12. Literature and Representations: Any marketing literature is presented in good faith as a guide to represent the Services offered and does not form a part of the Contract. None of our employees or agents are authorised to make any representation concerning the Services unless confirmed by us in writing. In entering into the Contract, you acknowledge that you do not rely on and waive any claim for breach of any such representations, which are not so confirmed.
13. Intellectual Property
13.1 Unless otherwise agreed by us, we will own (and retain) all intellectual property rights subsisting in the Products.
13.2 The copyright in any Services provided by us is and will become your property. Subject to a written agreement to the contrary, the Contract will give you ownership rights in the Services provided by us provided all payments due under the Contract have been received by us in full.
13.3 The ownership will apply only to final versions provided by us and will not apply to any draft versions.
13.4 We reserve the right to take such actions as may be appropriate to restrain or prevent infringement of our intellectual property rights.
13.5 We reserve the right to use any design created by us for our own advertising and/or promotional purposes.
13.6 You warrant that any logo, design, image, document or instruction supplied or given by you will not cause us to infringe any intellectual property rights of any third party (including, but not limited to, any letter patent, registered design or trade mark) in the execution of our Services. You will indemnify us against all loss, damages, costs and expenses awarded against us or incurred by us in settlement of any claim for infringement of any patent, copyright, design, licence, trademark or any intellectual property rights which results from our use of your information.
14. Data Protection
14.1 Both parties agree to comply with all applicable data protection legislation including, but not limited to, the Data Protection Act 2018, the General Data Protection Regulation 2016, and any subsequent amendments to them.
14.2 If you are providing us with the personal data of any other person, it is your responsibility to obtain the consent of those persons to pass their data to us, as a third party. We will only process, store and hold such data to perform our obligations under the Contract and will not use it for any other purpose.

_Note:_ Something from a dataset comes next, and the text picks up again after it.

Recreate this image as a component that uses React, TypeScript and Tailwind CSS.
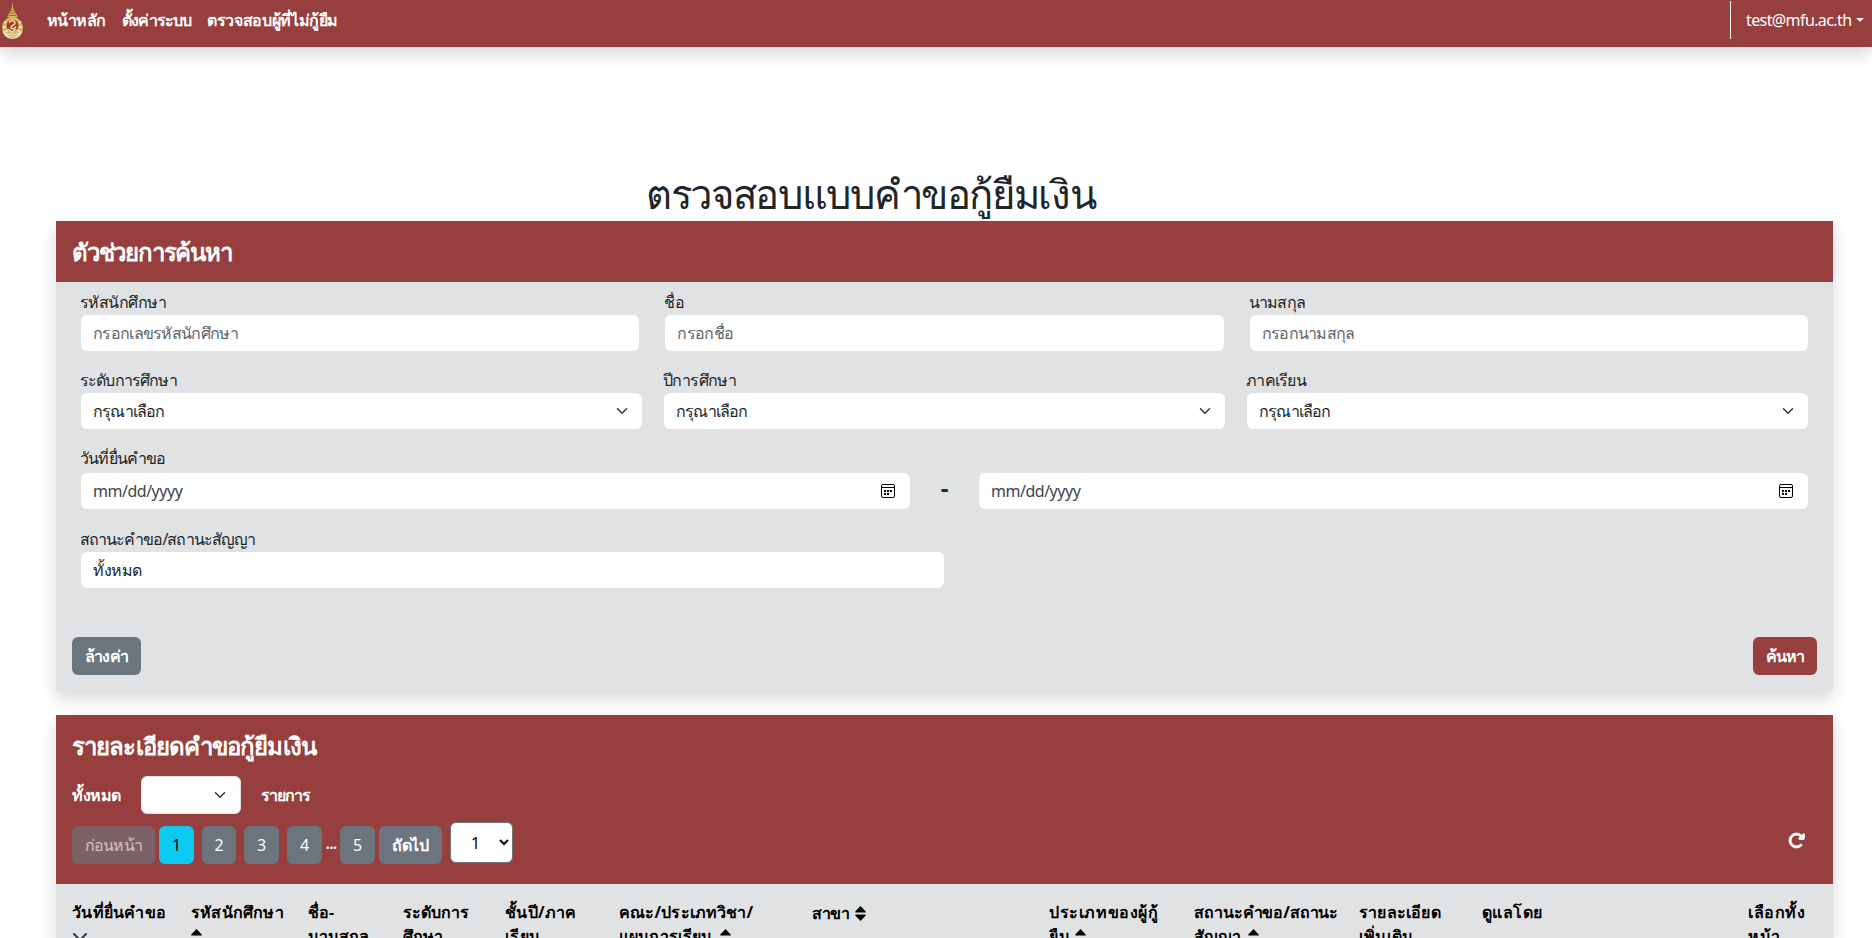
import type { ReactNode } from "react";
import { FaRotateRight } from "react-icons/fa6";

const Chevron = ({ className = "" }: { className?: string }) => (
  <svg viewBox="0 0 16 16" className={`shrink-0 ${className}`} fill="none" stroke="#343a40" strokeWidth="2" strokeLinecap="round" strokeLinejoin="round">
    <path d="m2 5 6 6 6-6" />
  </svg>
);

const Calendar = () => (
  <svg width="14" height="14" viewBox="0 0 14 14" fill="none" stroke="#000" className="shrink-0">
    <rect x="0.5" y="0.5" width="13" height="13" rx="1.5" />
    <path d="M1 3.500h12" />
    <path d="M3 7h8M3 10h5" strokeWidth="2" strokeDasharray="2 1" />
  </svg>
);

const Logo = () => (
  <svg width="23" height="38" viewBox="0 0 23 38" className="shrink-0">
    <path d="M11.500 0 12.300 6 14 10 17 15H6L9 10 10.700 6Z" fill="#d6ad55" />
    <path d="M10 8.500h3M9 11h5M8 13.500h7" stroke="#8d5a2b" strokeWidth="0.8" />
    <path d="M11.500 14C17 15 22 20 22 26a10.500 9 0 0 1-21 0C1 20 6 15 11.500 14Z" fill="#d9b568" />
    <path d="M3 19.500 5 21M20 19.500 18 21M2 25h3M21 25h-3M4 30l3-2M19 30l-3-2" stroke="#fbf1cf" strokeWidth="1.500" />
    <circle cx="11.500" cy="23.500" r="6" fill="#9c3f2c" />
    <path d="M8 20.500c2-2.500 6-2 6 .5s-4 2-4 4.500 4 1 5-1M11.500 17v2M7 27l4 3 4-3" fill="none" stroke="#f3dfa4" strokeWidth="1.500" />
    <path d="M1.500 28c3 3 6 4 10 4s7-1 10-4c0 5-5 9-10 9s-10-4-10-9Z" fill="#ecdcb4" />
    <path d="M7 33.500h9M9 35.500h5" stroke="#c9a374" strokeWidth="0.8" />
  </svg>
);

const Field = ({ label, className, labelClass = "tracking-[-0.75px]", children }: { label: string; className?: string; labelClass?: string; children: ReactNode }) => (
  <div className={className}>
    <div className={`-mt-px h-[25px] whitespace-nowrap leading-6 ${labelClass}`}>
      <span>{label}</span>
    </div>
    {children}
  </div>
);

const box = "flex h-9 items-center rounded-md bg-white pl-3";

const Placeholder = ({ children }: { children: ReactNode }) => (
  <div className={`${box} ml-px tracking-[-0.7px] text-[#5f656b]`}>{children}</div>
);

const Select = ({ children }: { children: ReactNode }) => (
  <div className={`${box} ml-px justify-between pr-3`}>
    <span className="tracking-[-0.8px]">{children}</span>
    <Chevron className="h-3 w-4" />
  </div>
);

const DateBox = () => (
  <div className={`${box} flex-1 justify-between pr-[15px]`}>
    <span className="tracking-[-0.48px] text-[#40454a]">mm/dd/yyyy</span>
    <Calendar />
  </div>
);

const btn = "flex h-[38px] shrink-0 items-center justify-center rounded-md bg-[#6c757d] text-white";

const Sort = ({ className = "" }: { className?: string }) => (
  <svg width="11" height="15" viewBox="0 0 11 15" fill="#000" className={`inline ${className}`}>
    <path d="M5.500 0 10.700 5.500q.4 1-.6 1H.9q-1 0-.6-1ZM5.500 15 10.700 9.500q.4-1-.6-1H.9q-1 0-.6 1Z" />
  </svg>
);

const SortUp = ({ className = "" }: { className?: string }) => (
  <svg width="11" height="15" viewBox="0 0 11 15" fill="#000" className={`relative -top-px inline ${className}`}>
    <path d="M5.500 0 10.700 5.500q.4 1-.6 1H.9q-1 0-.6-1Z" />
  </svg>
);

export default function App() {
  return (
    <div className="h-[938px] overflow-hidden bg-white font-['Noto_Sans',sans-serif] text-[16px] leading-6 text-[#212529]">
      <nav className="flex h-[47px] items-start bg-[#963f3e] text-white shadow-[0_8px_16px_rgba(0,0,0,0.15)]">
        <div className="pl-[1px] pt-[2px]"><Logo /></div>
        <div className="flex whitespace-nowrap pl-[23px] pt-2 font-semibold">
          <span className="w-[75px] tracking-[-0.55px]">หน้าหลัก</span>
          <span className="w-[85px] tracking-[-0.8px]">ตั้งค่าระบบ</span>
          <span className="tracking-[-0.35px]">ตรวจสอบผู้ที่ไม่กู้ยืม</span>
        </div>
        <div className="ml-auto mt-px flex h-[38px] items-center border-l border-white pl-[15px] pr-2">
          <span className="w-[106px] whitespace-nowrap tracking-[-0.6px]">test@mfu.ac.th</span>
          <span className="ml-1 border-x-4 border-t-4 border-x-transparent border-t-white" />
        </div>
      </nav>
      <h1 className="flex h-[174px] items-end pb-[3px] pl-[646px]">
        <span className="whitespace-nowrap text-[40px] leading-[48px] tracking-[-1.35px]">ตรวจสอบแบบคำขอกู้ยืมเงิน</span>
      </h1>
      <main className="ml-14 w-[1777px]">
        <section className="h-[470px] bg-[#e1e2e4] shadow-[0_8px_16px_rgba(0,0,0,0.15)]">
          <header className="flex h-[61px] items-center bg-[#963f3e] pl-4 text-[24px] font-semibold tracking-[-1.2px] text-white">
            <span>ตัวช่วยการค้นหา</span>
          </header>
          <div className="pl-6 pr-[25px] pt-[9px]">
            <div className="flex gap-[25px]">
              <Field label="รหัสนักศึกษา" labelClass="tracking-[-0.55px]" className="flex-1"><Placeholder>กรอกเลขรหัสนักศึกษา</Placeholder></Field>
              <Field label="ชื่อ" labelClass="tracking-[-0.4px]" className="flex-1"><Placeholder>กรอกชื่อ</Placeholder></Field>
              <Field label="นามสกุล" className="flex-1"><Placeholder>กรอกนามสกุล</Placeholder></Field>
            </div>
            <div className="mt-[18px] flex gap-[21px]">
              <Field label="ระดับการศึกษา" labelClass="tracking-[-0.85px]" className="flex-1"><Select>กรุณาเลือก</Select></Field>
              <Field label="ปีการศึกษา" labelClass="tracking-[-0.6px]" className="flex-1"><Select>กรุณาเลือก</Select></Field>
              <Field label="ภาคเรียน" className="flex-1"><Select>กรุณาเลือก</Select></Field>
            </div>
            <Field label="วันที่ยื่นคำขอ" labelClass="tracking-[-0.8px]" className="mt-[18px]">
              <div className="ml-px mt-[2px] flex">
                <DateBox />
                <div className="w-[69px] text-center text-[24px] font-bold leading-[30px]">-</div>
                <DateBox />
              </div>
            </Field>
            <Field label="สถานะคำขอ/สถานะสัญญา" labelClass="tracking-[-0.95px]" className="mt-[19px] w-[864px]"><div className={`${box} ml-px tracking-[-0.4px]`}>ทั้งหมด</div></Field>
          </div>
          <div className="mt-[49px] flex justify-between px-4 font-semibold">
            <button className={`${btn} w-[69px] tracking-[-0.75px]`}>ล้างค่า</button>
            <button className="flex h-[38px] w-16 items-center justify-center rounded-md bg-[#963f3e] tracking-[-0.75px] text-white">ค้นหา</button>
          </div>
        </section>
        <section className="mt-6 h-[223px] bg-[#e1e2e4] shadow-[0_8px_16px_rgba(0,0,0,0.15)]">
          <header className="h-[169px] bg-[#963f3e] pl-4 pt-4 font-semibold text-white">
            <div className="text-[24px] leading-[29px] tracking-[-0.9px]"><span>รายละเอียดคำขอกู้ยืมเงิน</span></div>
            <div className="mt-4 flex h-[38px] items-center">
              <span className="w-[69px] tracking-[-0.4px]">ทั้งหมด</span>
              <div className="flex h-[38px] w-[100px] items-center justify-end rounded-md border border-[#dee2e6] bg-white pr-3"><Chevron className="h-3 w-4" /></div>
              <span className="ml-5 tracking-[-1.1px]">รายการ</span>
            </div>
            <div className="mt-2 flex items-start">
              <button className={`${btn} mt-1 w-[83px] font-normal tracking-[-0.7px] opacity-65`}>ก่อนหน้า</button>
              <button className="ml-1 mt-1 h-[38px] w-[35px] rounded-md bg-[#0dcaf0] font-normal text-black">1</button>
              <button className={`${btn} ml-2 mt-1 w-[34px] font-normal`}>2</button>
              <button className={`${btn} ml-2 mt-1 w-[35px] font-normal`}>3</button>
              <button className={`${btn} ml-2 mt-1 w-[35px] font-normal`}>4</button>
              <span className="mt-[9px] w-[18px] text-center tracking-[-0.8px]">...</span>
              <button className={`${btn} mt-1 w-[35px] font-normal`}>5</button>
              <button className={`${btn} ml-1 mt-1 w-[63px] tracking-[-0.3px]`}>ถัดไป</button>
              <div className="ml-2 flex h-[41px] w-[63px] items-center justify-between rounded-md border border-[#767676] bg-white pl-5 pr-[3px] font-normal text-black">
                <span>1</span>
                <svg width="10" height="7" viewBox="0 0 10 7" fill="none" stroke="#000" strokeWidth="2"><path d="m1 1 4 4 4-4" /></svg>
              </div>
              <FaRotateRight className="ml-auto mr-7 mt-[10px] h-[17px] w-[17px]" stroke="#fff" strokeWidth="24" />
            </div>
          </header>
          <div className="flex h-[54px] overflow-hidden whitespace-nowrap pl-4 pt-4 font-bold leading-6 text-black">
            <div className="w-[119px] tracking-[0.25px]">วันที่ยื่นคำขอ<br /><Chevron className="mt-[5px] h-4 w-4" /></div>
            <div className="w-[117px] tracking-[0.2px]">รหัสนักศึกษา<br /><SortUp /></div>
            <div className="w-[95px]">ชื่อ-<br />นามสกุล</div>
            <div className="w-[102px]">ระดับการ<br />ศึกษา</div>
            <div className="w-[114px] tracking-[0.3px]">ชั้นปี/ภาค<br />เรียน</div>
            <div className="w-[193px] tracking-[0.15px]">คณะ/ประเภทวิชา/<br />แผนการเรียน <SortUp className="ml-[3px]" /></div>
            <div className="w-[237px] pt-px tracking-[-0.3px]">สาขา <Sort className="relative -top-px ml-px" /></div>
            <div className="w-[145px] tracking-[0.6px]">ประเภทของผู้กู้<br />ยืม <SortUp /></div>
            <div className="w-[165px] tracking-[-0.1px]">สถานะคำขอ/สถานะ<br />สัญญา <SortUp className="ml-[3px]" /></div>
            <div className="w-[123px] tracking-[0.2px]">รายละเอียด<br />เพิ่มเติม</div>
            <div className="w-[266px] tracking-[0.4px]">ดูแลโดย</div>
            <div className="tracking-[0.6px]">เลือกทั้ง<br />หน้า</div>
          </div>
        </section>
      </main>
    </div>
  );
}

15. Assignment and Sub-Contracting
15.1 We will be free to sub-contract any of our obligations under these Terms and Conditions. Any act or omission of any sub-contractor will be an act or omission of ours.
15.2 We may transfer (assign) our obligations and rights under the Contract to a third party (if, for example, we sell our business). If this occurs we will inform you in writing. Your rights under the Contract will not be affected and our obligations under the Contract will be transferred to the third party who will remain bound by them.
15.3 You may not transfer (assign) your obligations and rights under the Contract without our express written permission, which will not be unreasonably withheld.
16. Liability and Indemnity
16.1 Except in respect of death or personal injury caused by our negligence, we will not by reason of any representation, implied warranty, condition or other term, or any duty at common law or under the express terms contained herein, be liable for any loss of profit or any indirect, special or consequential loss, damage, costs, expenses or other claims (whether caused by our servants or agents or otherwise) in connection with the performance of our obligations under the Contract.
16.2 All warranties or conditions whether express or implied by law are expressly excluded to the full extent permitted by law.
16.3 In the event of a breach by us of our express obligations under these Terms and Conditions, your remedies will be limited to damages, which in any event, shall not exceed 100% of the fees paid to us under the Contract.
16.4 We may provide advice and recommendations in relation to the Services but we cannot accept responsibility for any actions taken as a result of such advice or recommendations. We may additionally provide introductions or referrals to other companies, however, under no circumstances shall we be liable for the actions or lack of actions of said other companies.
16.5 Nothing in these Terms and Conditions seeks to exclude or limit our liability for death or personal injury caused by our negligence (including that of our employees, agents or sub-contractors), or for fraud or fraudulent misrepresentation.
16.6 Nothing in these Terms and Conditions seeks to exclude or limit your legal rights as a Consumer, where applicable. For more details on your legal rights, please refer to your local Citizens’ Advice Bureau or Trading Standards Office.
17. Events Outside of Our Control (Force Majeure): Neither Party shall be liable for any failure or delay in performing their obligations under the Contract where such failure or delay results from any cause beyond that Party’s reasonable control. Such causes include, but are not limited to: power failure, Internet service provider failure, industrial action, fire, flood, earthquake, act of terrorism or war, governmental action or any other event beyond the control of the Party in question.
18. Waiver: No failure or delay by either Party in exercising any of its rights under the Contract shall be deemed to be a waiver of that right, and no waiver by either Party of a breach of any provision of the Contract shall be deemed to be a waiver of any subsequent breach of the same or any other provision.
19. Severance: The Parties agree that, in the event that one or more of the provisions of these Terms and Conditions are found to be unlawful, invalid or otherwise unenforceable, that/those provisions will be deemed severed from the remainder of these Terms & Conditions (and the Contract, as appropriate). The remainder of these Terms and Conditions will be valid and enforceable.
20. Third Party Rights: No part of the Contract is intended to confer rights on any third parties and accordingly the Contracts (Rights of Third Parties) Act 1999 shall not apply to the Contract.
21. Notices: Notices will be deemed to have been duly received and properly served 24 hours after an email is sent or three working days after the date of posting of any letter. In proving the service of any notice, it will be sufficient to prove, in the case of a letter, that it was properly addressed to the address provided, stamped and placed in the post and in the case of an email, that it was sent to the specified email address of the addressee.
22. Law and Jurisdiction
22.1 These Terms and Conditions and the relationship between you and us (whether contractual or otherwise) will be governed by, and construed in accordance with, the laws of England and Wales.
22.2 Any dispute, controversy, proceedings or claim between you and us relating to the Contract or these Terms and Conditions (whether contractual or otherwise) will be subject to the jurisdiction of the courts of England and Wales.